要去乾陵,原是牛桑的夙愿。只是他离国时,究竟只是去了华山。各背着十二瓶水的两个二货,一人咥了碗泡馍,带上牛桑事先准备的锅盔、牛肉、榨菜、咸盐还有酒,终于坐上公交、地铁,到了五路口转火车站广场大巴,一路奔徙。盛午后的太阳已不太烈,尤其车行在连霍路上,西下的余光映着南山的绿被,间或有被开采裸露的山石厂,便一下突兀觉醒这是在野蛮的工作时代,失了悠然。
但人还是向往着自然的。终于到了华山脚下,从争先下车兴奋的人们及脚步声中就能探到。导游还是不疼不痒地说着例行文字。我与牛桑就坐在安排的酒店大厅里吃下临行前的晚饭。鸡蛋、夹馍,就一口水顺下,就跨起包来,不紧不慢地走向玉泉院。
苍松、古柏,静荫、流水,在嘲杂的人群中已没有古趣可寻,只能匆匆检票,沿坡路向上,耳听泉水琢石,山墙回响,相应成趣。天色渐晚,气温沉降,凉爽沁人的空气中,脚步也显得轻快。天终于黑下来时,我们坐在路旁亭下休息,还遇到一个十余岁的小朋友分享零食,开怀不已。
一夜无话,惟有向上向上,由北峰走苍龙岭近东峰时,牛桑抑制不住兴奋只管沿云梯向上,我呼喊他未果便一人坐在山石台梯上裹衣而眼。

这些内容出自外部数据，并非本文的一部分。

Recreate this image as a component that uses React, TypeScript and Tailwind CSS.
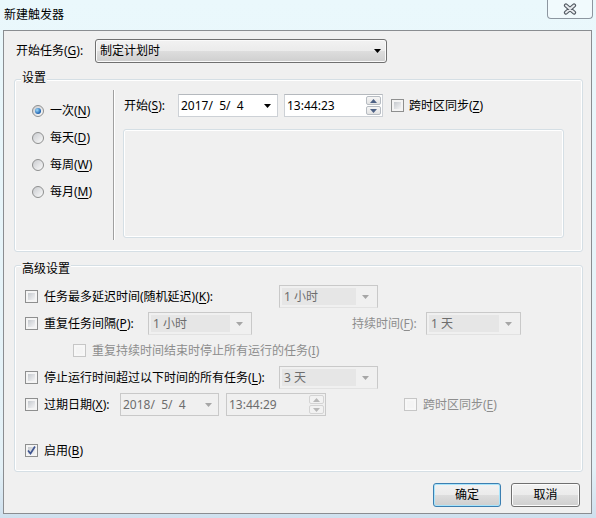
import React from "react"

type Kids = { children?: React.ReactNode }

const U = ({ children }: Kids) => (
    <span className="underline underline-offset-[2px] decoration-[1px]">{children}</span>
)

const Tri = ({ up = false, color = "#000" }: { up?: boolean; color?: string }) => (
    <svg width="7" height="4" viewBox="0 0 7 4" className="shrink-0">
        <path d={up ? "M0 4 L7 4 L3.5 0 Z" : "M0 0 L7 0 L3.5 4 Z"} fill={color} />
    </svg>
)

const Check = ({ checked = false, disabled = false }: { checked?: boolean; disabled?: boolean }) => (
    <span
        className={`w-[13px] h-[13px] shrink-0 border p-[2px] flex ${
            disabled ? "border-[#c6c6c6] bg-[#f7f7f7]" : "border-[#8e8f8f] bg-[#f4f4f4]"
        }`}
    >
        <span
            className={`flex-1 flex items-center justify-center ${
                disabled ? "bg-[#f4f4f4]" : "bg-[linear-gradient(135deg,#c5c9ce,#f4f4f5)]"
            }`}
        >
            {checked && (
                <svg width="9" height="9" viewBox="0 0 9 9" className="-m-[1px]">
                    <path d="M1 4.5 L3.5 7.5 L8 0.5" fill="none" stroke="#3f5590" strokeWidth="1.7" />
                </svg>
            )}
        </span>
    </span>
)

const Radio = ({ checked = false }: { checked?: boolean }) => (
    <span className="w-[12px] h-[12px] shrink-0 rounded-full border border-[#8e8f8f] bg-[linear-gradient(135deg,#c9cbcf,#fbfbfb)] flex items-center justify-center">
        {checked && (
            <span className="w-[6px] h-[6px] rounded-full bg-[radial-gradient(circle_at_35%_35%,#9fdbfa,#1b5fae_70%)]" />
        )}
    </span>
)

const Spinner = ({ disabled = false }: { disabled?: boolean }) => (
    <div className="w-[15px] h-[19px] mr-[1px] flex flex-col gap-[1px]">
        <span
            className={`flex-1 border rounded-[2px] flex items-center justify-center ${
                disabled ? "border-[#d4d4d4] bg-[#f2f2f2]" : "border-[#b7bcc2] bg-[linear-gradient(#f6f6f6,#e3e3e3)]"
            }`}
        >
            <Tri up color={disabled ? "#b8b8b8" : "#4d6185"} />
        </span>
        <span
            className={`flex-1 border rounded-[2px] flex items-center justify-center ${
                disabled ? "border-[#d4d4d4] bg-[#f2f2f2]" : "border-[#b7bcc2] bg-[linear-gradient(#f6f6f6,#e3e3e3)]"
            }`}
        >
            <Tri color={disabled ? "#b8b8b8" : "#4d6185"} />
        </span>
    </div>
)

const DisCombo = ({ className, text }: { className: string; text: string }) => (
    <div className={`${className} h-[23px] shrink-0 border border-[#c9c9c9] border-b-[#e2e2e2] p-[2px] flex items-stretch`}>
        <span className="flex-1 bg-[#e6e6e6] pl-[2px] text-[#6d6d6d] flex items-center whitespace-pre">{text}</span>
        <span className="w-[19px] flex items-center justify-center">
            <Tri color="#a6a6a6" />
        </span>
    </div>
)

const Group = ({ title, className, labelTop, children }: Kids & { title: string; className: string; labelTop: string }) => (
    <div className={`relative ml-[10px] w-[569px] shrink-0 rounded-[3px] border border-[#d5dfe5] shadow-[inset_0_0_0_1px_#ffffff] ${className}`}>
        <span className={`absolute left-[6px] ${labelTop} px-[1px] bg-[#f0f0f0]`}>{title}</span>
        {children}
    </div>
)

const WinButton = ({ children, focused = false, className }: Kids & { focused?: boolean; className: string }) => (
    <button
        className={`${className} h-[24px] rounded-[3px] border bg-[linear-gradient(#f2f2f2_0%,#ebebeb_50%,#dddddd_51%,#cfcfcf_100%)] flex items-center justify-center ${
            focused ? "border-[#3c7fb1] shadow-[inset_0_0_0_1px_#a8e4fb]" : "border-[#707070] shadow-[inset_0_0_0_1px_#fcfcfc]"
        }`}
    >
        {children}
    </button>
)

export default function App() {
    return (
        <div className="w-[596px] h-[518px] overflow-hidden bg-[linear-gradient(#eaf8fc_0%,#e4f1f7_90%,#cfe0ee_100%)] text-[12px] leading-[16px] text-black font-['Noto_Sans','Noto_Sans_CJK_SC',sans-serif]">
            {/* title bar */}
            <div className="h-[30px] flex items-start">
                <span className="ml-[4px] mt-[7px]">新建触发器</span>
                <button className="ml-auto mr-[3px] w-[46px] h-[20px] -mt-px border border-t-0 border-[#8d96a0] rounded-b-[4px] bg-[#f1fafd] flex items-center justify-center">
                    <svg width="16" height="12" viewBox="0 0 16 12">
                        <path d="M4 2.5 L12 9.5 M12 2.5 L4 9.5" stroke="#525962" strokeWidth="4.2" strokeLinecap="round" />
                        <path d="M4 2.5 L12 9.5 M12 2.5 L4 9.5" stroke="#e8ebef" strokeWidth="2" strokeLinecap="round" />
                    </svg>
                </button>
            </div>

            {/* client area */}
            <div className="ml-[3px] w-[589px] h-[484px] border border-[#8a8d91] bg-[#f0f0f0] flex flex-col">
                {/* start task */}
                <div className="mt-[8px] h-[24px] flex items-center">
                    <span className="w-[91px] pl-[12px] shrink-0">
                        开始任务(<U>G</U>):
                    </span>
                    <div className="w-[292px] h-[24px] rounded-[3px] border border-[#707070] bg-[linear-gradient(#f2f2f2_0%,#ebebeb_50%,#dddddd_51%,#cfcfcf_100%)] shadow-[inset_0_0_0_1px_#fafafa] flex items-center pl-[4px] pr-[5px]">
                        <span className="flex-1">制定计划时</span>
                        <Tri />
                    </div>
                </div>

                {/* settings group */}
                <Group title="设置" className="mt-[16px] h-[173px] flex" labelTop="-top-[10px]">
                    <div className="w-[98px] shrink-0 pl-[17px] pt-[23px] flex flex-col gap-[11px]">
                        <label className="h-[16px] flex items-center gap-[6px]">
                            <Radio checked />
                            <span>
                                一次(<U>N</U>)
                            </span>
                        </label>
                        <label className="h-[16px] flex items-center gap-[6px]">
                            <Radio />
                            <span>
                                每天(<U>D</U>)
                            </span>
                        </label>
                        <label className="h-[16px] flex items-center gap-[6px]">
                            <Radio />
                            <span>
                                每周(<U>W</U>)
                            </span>
                        </label>
                        <label className="h-[16px] flex items-center gap-[6px]">
                            <Radio />
                            <span>
                                每月(<U>M</U>)
                            </span>
                        </label>
                    </div>
                    <div className="mt-[10px] h-[150px] w-[2px] border-l border-[#a0a0a0] border-r border-r-white" />
                    <div className="pl-[8px] flex flex-col">
                        <div className="mt-[14px] h-[23px] flex items-center">
                            <span className="ml-[1px] w-[54px] shrink-0">
                                开始(<U>S</U>):
                            </span>
                            <div className="w-[100px] h-[23px] border border-[#cdd1d6] border-t-[#b5b9be] bg-white flex items-center pl-[2px]">
                                <span className="flex-1 whitespace-pre">2017/  5/  4</span>
                                <span className="w-[19px] flex justify-center">
                                    <Tri />
                                </span>
                            </div>
                            <div className="ml-[6px] w-[99px] h-[23px] border border-[#cdd1d6] border-t-[#b5b9be] bg-white flex items-center pl-[2px]">
                                <span className="flex-1">13:44:23</span>
                                <Spinner />
                            </div>
                            <span className="ml-[8px]">
                                <Check />
                            </span>
                            <span className="ml-[5px]">
                                跨时区同步(<U>Z</U>)
                            </span>
                        </div>
                        <div className="mt-[12px] w-[441px] h-[109px] rounded-[3px] border border-[#d5dfe5] shadow-[inset_0_0_0_1px_#ffffff]" />
                    </div>
                </Group>

                {/* advanced group */}
                <Group title="高级设置" className="mt-[13px] h-[207px] pl-[10px] pt-[19px] flex flex-col gap-[4px]" labelTop="-top-[5px]">
                    <div className="h-[23px] flex items-center">
                        <Check />
                        <span className="ml-[6px] w-[235px] shrink-0">
                            任务最多延迟时间(随机延迟)(<U>K</U>):
                        </span>
                        <DisCombo className="w-[99px]" text="1 小时" />
                    </div>
                    <div className="h-[23px] flex items-center">
                        <Check />
                        <span className="ml-[6px] w-[104px] shrink-0">
                            重复任务间隔(<U>P</U>):
                        </span>
                        <DisCombo className="w-[104px]" text="1 小时" />
                        <span className="ml-[100px] w-[74px] shrink-0 text-[#8d8d8d]">
                            持续时间(<U>F</U>):
                        </span>
                        <DisCombo className="w-[95px]" text="1 天" />
                    </div>
                    <div className="h-[23px] flex items-center pl-[48px]">
                        <Check disabled />
                        <span className="ml-[6px] text-[#8d8d8d]">
                            重复持续时间结束时停止所有运行的任务(<U>I</U>)
                        </span>
                    </div>
                    <div className="h-[23px] flex items-center">
                        <Check />
                        <span className="ml-[6px] w-[235px] shrink-0">
                            停止运行时间超过以下时间的所有任务(<U>L</U>):
                        </span>
                        <DisCombo className="w-[99px]" text="3 天" />
                    </div>
                    <div className="h-[23px] flex items-center">
                        <Check />
                        <span className="ml-[6px] w-[76px] shrink-0">
                            过期日期(<U>X</U>):
                        </span>
                        <div className="w-[99px] h-[23px] shrink-0 border border-[#c9c9c9] flex items-center pl-[2px] text-[#6d6d6d]">
                            <span className="flex-1 whitespace-pre">2018/  5/  4</span>
                            <span className="w-[19px] flex justify-center">
                                <Tri color="#a6a6a6" />
                            </span>
                        </div>
                        <div className="ml-[7px] w-[100px] h-[23px] shrink-0 border border-[#c9c9c9] flex items-center pl-[2px] text-[#6d6d6d]">
                            <span className="flex-1">13:44:29</span>
                            <Spinner disabled />
                        </div>
                        <span className="ml-[78px]">
                            <Check disabled />
                        </span>
                        <span className="ml-[6px] text-[#8d8d8d]">
                            跨时区同步(<U>E</U>)
                        </span>
                    </div>
                    <div className="mt-[19px] h-[23px] flex items-center">
                        <Check checked />
                        <span className="ml-[6px]">
                            启用(<U>B</U>)
                        </span>
                    </div>
                </Group>

                {/* buttons */}
                <div className="mt-[11px] pr-[11px] flex justify-end gap-[10px]">
                    <WinButton focused className="w-[68px]">
                        确定
                    </WinButton>
                    <WinButton className="w-[69px]">取消</WinButton>
                </div>
            </div>
        </div>
    )
}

迷梦中惊醒看时候不早才上去找他。但只等看了日出,人群散后才相见。彼时牛桑抱怨,真真冻得厉害,全是冷风,只能挤在人群中取暖了。
朝阳初上,人开始有了暖意,但肠胃却饿得不行,与牛桑相约下了东峰,转南峰的路口停歇处打开牛肉、白酒,一劲玩笑以解疲意,同桌有几个小伙是陕北来玩的阳光少年,便谐笑一通,劝酒不迭。几小伙未敢饮下,都被我与牛桑分掉了。便又背起包来转南天门。
长空栈道上给牛桑留影,转南峰时,我已疲累不行,一步三停下,暗暗发狠,必须要将四峰拿下,别无他辞。
等终于登顶南峰,东望渭水黄河,阳光下波光耀眼,绿野无际,也感心胸一阔。再转西峰也不在话下了。